I have only owned black cars and yes they are a bit more to take care of ,but most of us drool over our goats anyway so I dont mind putting in the extra time. I used all Meguiars (spelling) and never have had problems, I do go through a whole lot of terry clothes though!


----------



## Humbler05Tredm6 (Jun 27, 2006)

What is good for Torrid Red ones


----------



## vanceti (Mar 19, 2007)

I think Meguiars is pretty good for any color. I use the Tech wax made by them. It will fill in little scratches and swirl marks. I dont have any on my car,but it is good to know if it ever happens


----------



## 04BLKGOAT (Apr 27, 2007)

dizzy1 said:


> Black is a cool color but swirl marks always show up.. if there is a Automotive paint supply store near you, go buy a bottle of LIQUID EBONY, all the body shops and hot rod shops use it,,it is the best thing around for swirl marks, just put it on your car like a regular wax.. wait till it turns to a haze and then just wipe it off. VERY easy to remove and Great for any color car,


Dizzy1, I have been looking for somthing to get the swirl marks out for a long time. Do they just sell it at hot rod shops and body shops? I guess I could do a search on the internet to see if LIQUID EBONY is available any place else.
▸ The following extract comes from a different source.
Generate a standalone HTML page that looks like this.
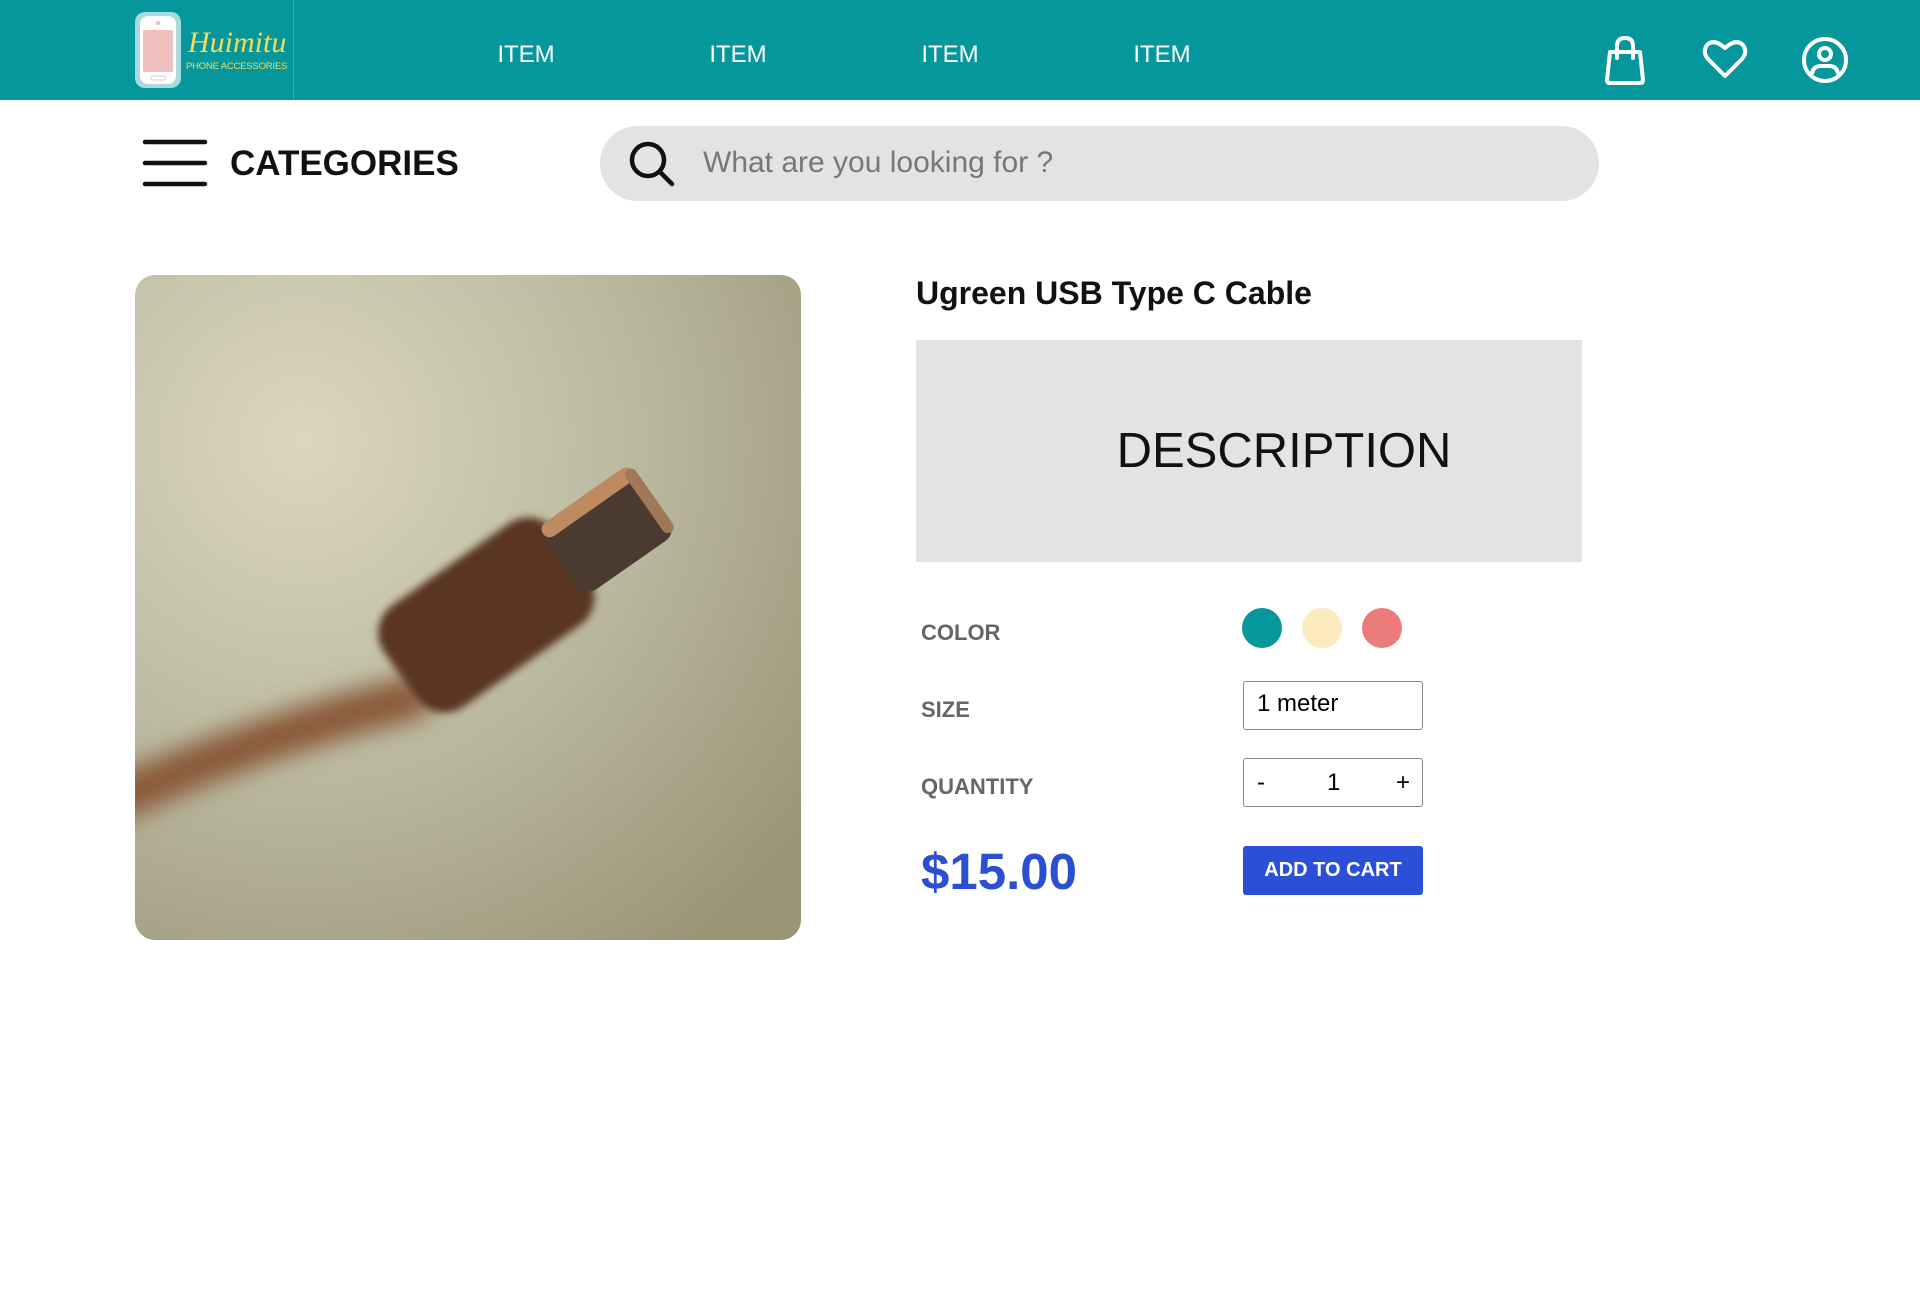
<!DOCTYPE html>
<html><head><meta charset="utf-8"><style>
*{margin:0;padding:0;box-sizing:border-box}
body{width:1920px;height:1300px;background:#fff;font-family:"Liberation Sans",sans-serif;position:relative;overflow:hidden}
.hdr{position:absolute;left:0;top:0;width:1920px;height:100px;background:#05979c}
.nav{position:absolute;top:41px;color:#fff;font-size:24px;transform:translateX(-50%)}
.abs{position:absolute}
.lbl{position:absolute;left:921px;font-size:22px;font-weight:bold;color:#666;transform:translateY(-50%)}
.dot{position:absolute;width:40px;height:40px;border-radius:50%;top:608px}
</style></head><body>
<div class="hdr">
  <svg class="abs" style="left:133px;top:10px" width="50" height="80" viewBox="0 0 50 80">
    <rect x="2" y="2" width="46" height="76" rx="10" fill="#a8dcdc"/>
    <rect x="7" y="6" width="36" height="68" rx="8" fill="#fff"/>
    <circle cx="25" cy="13" r="2" fill="#f0b8b8"/>
    <rect x="10" y="20" width="30" height="42" rx="2" fill="#f0c0c0"/>
    <rect x="18" y="66" width="14" height="4" rx="2" fill="none" stroke="#f0c0c0"/>
  </svg>
  <div class="abs" style="left:188px;top:26px;font-family:'Liberation Serif',serif;font-style:italic;font-size:30px;color:#f4dc5a">Huimitu</div>
  <div class="abs" style="left:186px;top:61px;font-size:9.5px;color:#f4dc5a;letter-spacing:-0.2px">PHONE ACCESSORIES</div>
  <div class="abs" style="left:293px;top:0;width:1px;height:100px;background:#2bb0b3"></div>
  <div class="nav" style="left:526px">ITEM</div>
  <div class="nav" style="left:738px">ITEM</div>
  <div class="nav" style="left:950px">ITEM</div>
  <div class="nav" style="left:1162px">ITEM</div>
  <svg class="abs" style="left:1600px;top:34px" width="50" height="52" viewBox="0 0 50 52" fill="none" stroke="#fff" stroke-width="4" stroke-linejoin="round" stroke-linecap="round">
    <path d="M10 18 H40 L43 46 Q43 49 40 49 H10 Q7 49 7 46 Z"/><path d="M17 24 V12 Q17 4 25 4 Q33 4 33 12 V24"/>
  </svg>
  <svg class="abs" style="left:1702px;top:38px" width="46" height="42" viewBox="0 0 46 42" fill="none" stroke="#fff" stroke-width="4" stroke-linejoin="round">
    <path d="M23 38 L6 21 Q0 14 5 7 Q12 0 23 10 Q34 0 41 7 Q46 14 40 21 Z"/>
  </svg>
  <svg class="abs" style="left:1801px;top:36px" width="48" height="48" viewBox="0 0 48 48" fill="none" stroke="#fff" stroke-width="4">
    <circle cx="24" cy="24" r="21"/><circle cx="24" cy="18" r="6"/><path d="M11 38 Q12 30 20 30 H28 Q36 30 37 38"/>
  </svg>
</div>
<svg class="abs" style="left:142px;top:138px" width="66" height="50" viewBox="0 0 66 50" stroke="#111" stroke-width="4.5" stroke-linecap="round"><path d="M3 4H63M3 25H63M3 46H63"/></svg>
<div class="abs" style="left:230px;top:144px;font-size:35px;font-weight:bold;color:#111">CATEGORIES</div>
<div class="abs" style="left:600px;top:126px;width:999px;height:75px;border-radius:38px;background:#e3e3e3"></div>
<svg class="abs" style="left:628px;top:140px" width="48" height="48" viewBox="0 0 48 48" fill="none" stroke="#111" stroke-width="4.5" stroke-linecap="round"><circle cx="20" cy="20" r="16"/><path d="M32 32 L44 44"/></svg>
<div class="abs" style="left:703px;top:146px;font-size:30px;color:#777">What are you looking for ?</div>
<svg class="abs" style="left:135px;top:275px;border-radius:20px" width="666" height="665" viewBox="0 0 666 665">
  <defs>
    <radialGradient id="bg" cx="0.25" cy="0.25" r="0.95"><stop offset="0" stop-color="#dcd6c0"/><stop offset="0.5" stop-color="#bcbba2"/><stop offset="1" stop-color="#9c9578"/></radialGradient>
    <filter id="b1" x="-50%" y="-50%" width="200%" height="200%"><feGaussianBlur stdDeviation="12"/></filter>
    <filter id="b2" x="-50%" y="-50%" width="200%" height="200%"><feGaussianBlur stdDeviation="4"/></filter>
  </defs>
  <rect width="666" height="665" fill="url(#bg)"/>
  <path d="M-30 530 Q120 460 290 420" stroke="#8a5a3a" stroke-width="44" fill="none" filter="url(#b1)"/>
  <g transform="translate(380,320) rotate(-35)">
    <rect x="-140" y="-62" width="210" height="124" rx="34" fill="#5a3420" filter="url(#b2)"/>
    <rect x="55" y="-42" width="115" height="84" rx="16" fill="#4a3a30"/>
    <rect x="58" y="-42" width="110" height="16" rx="8" fill="#c08a60"/>
    <rect x="158" y="-38" width="12" height="76" rx="6" fill="#a07858"/>
  </g>
</svg>
<div class="abs" style="left:916px;top:275px;font-size:32px;font-weight:bold;color:#111">Ugreen USB Type C Cable</div>
<div class="abs" style="left:916px;top:340px;width:666px;height:222px;background:#e3e3e3;display:flex;align-items:center;justify-content:center;font-size:49px;color:#111;padding-left:70px">DESCRIPTION</div>
<div class="lbl" style="top:633px">COLOR</div>
<div class="lbl" style="top:710px">SIZE</div>
<div class="lbl" style="top:787px">QUANTITY</div>
<div class="dot" style="left:1242px;background:#05979c"></div>
<div class="dot" style="left:1302px;background:#fdebc0"></div>
<div class="dot" style="left:1362px;background:#ec7c7c"></div>
<div class="abs" style="left:1243px;top:681px;width:180px;height:49px;border:1px solid #888;border-radius:3px;font-size:24px;padding:8px 13px">1 meter</div>
<div class="abs" style="left:1243px;top:758px;width:180px;height:49px;border:1px solid #888;border-radius:3px;font-size:24px">
  <span class="abs" style="left:13px;top:10px">-</span><span class="abs" style="left:83px;top:10px">1</span><span class="abs" style="left:152px;top:10px">+</span></div>
<div class="abs" style="left:921px;top:842px;font-size:51px;font-weight:bold;color:#2a4fd0">$15.00</div>
<div class="abs" style="left:1243px;top:846px;width:180px;height:49px;background:#2b4fd6;border-radius:3px;color:#fff;font-weight:bold;font-size:20px;display:flex;align-items:center;justify-content:center">ADD TO CART</div>
</body></html>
Thanks for the advise.


----------



## Guest (May 10, 2007)

*black GTO*

I have not used that in a while, it used to be sold at Auotmotive paint stores, try typing in Liquid Ebony and see what happens, it was made Strickly for Black or very dark cars,, removes all swirl marks,, goes on like wax and VERY easy to remove


----------



## 04BLKGOAT (Apr 27, 2007)

I tried doing a google search on Liquid Ebony on the only place that I can tell that sells them is on EBAY.


----------



## Guest (May 12, 2007)

*black car*

If you can get it on ebay,, BUY IT,, i will get some for myself, it works great on all colors


----------



## Jeffs386 (Nov 1, 2005)

hmmm......... 1 1/2 years of ownwership and no swirl marks at all


----------



## Taxman (Dec 24, 2005)

Impala was black, and the TA was black, after the pain to keep it up said I wouldnt get another, got the GTO in black because it was what I could find. 

Said the same thing when getting rid of it, no black cars. The Tacoma is black too


----------



## MurderedOutGTO (Oct 11, 2007)

bg2m8o said:


> When clean and swirl free, black is the schnizzle. I have a little black two seater that looks saweet. Wanted a black GTO, but could not find one with black guts. Sorry fellas, hate the red leather. Spice Red is damn nice IHMO


:cheers I just purchased my "Murdered Out GTO" about 2-3 weeks ago. Black with black leather interior with tint. I'm looking for a good smoke kit right now. Next pay check I will be tinting all the lights, front, back, and corners =P Not sure about the legalities, but i'm just going to do a light tint. After that, it's no more exterior mods. Going to move on to the Super charger, headers, hi flo cat, and tuner. Came with the K&N intake, new throttle body, and glass pack exhaust. Ride sounds mean!


----------